Second goes to history and form, which for once agree. Lewis Hamilton has won here six times, more than any driver alive, on the back of the tire management this surface demands, and he comes in on two straight runner-up finishes in the second-quickest car on the grid. Third is where I take the stopwatch over the sentiment. Mercedes carry a seventy-nine-point lead in the constructors’ championship, and their other seat belongs to a man who won the season opener and was leading in Canada when his engine failed. George Russell’s recent collapse has been penalties and bad luck, not slow lap times, and the most conventional weekend of the year is exactly where lap time wins out again. The two I’m leaving off the podium are the tempting ones, and the form is why. Charles Leclerc can put it on the front row in his sleep, but he’s gambling on a brake package he’s never raced, after two crashes in Monaco and a Canada he called the worst Ferrari weekend of his career. And yes, McLaren won this race a year ago and the layout flatters their car, but this season’s McLaren is the third-fastest thing on the grid and its lead driver has retired from two races in a row. You don’t stake a podium on a car you can’t trust to reach the flag.

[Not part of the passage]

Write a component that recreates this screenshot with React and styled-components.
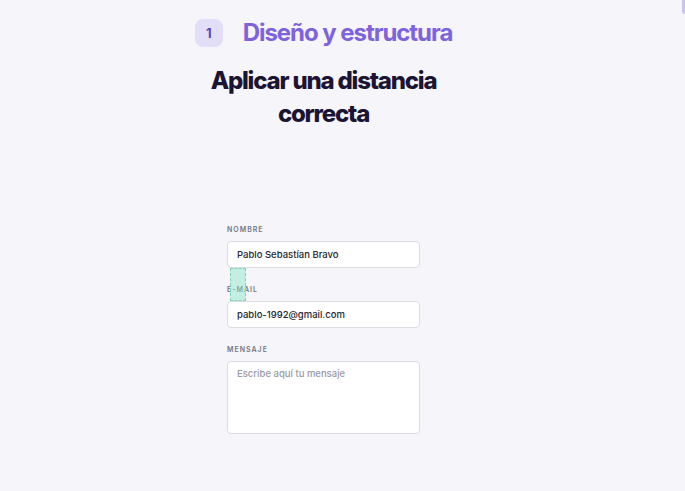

Antonelli. Hamilton. Russell. That’s the call, and this time I’ll stand behind every word of it.

Six races, five wins, two records taken from two of the greatest drivers the sport has produced, and a teenager who treated the youngest-ever Monaco victory like just another Sunday at the office. Fearless and peerless was how they put it in the paddock, and Barcelona, the one track nobody can lie to, is the place the rest of the grid finds out whether anyone can answer it. On the evidence of Monte Carlo, they can’t.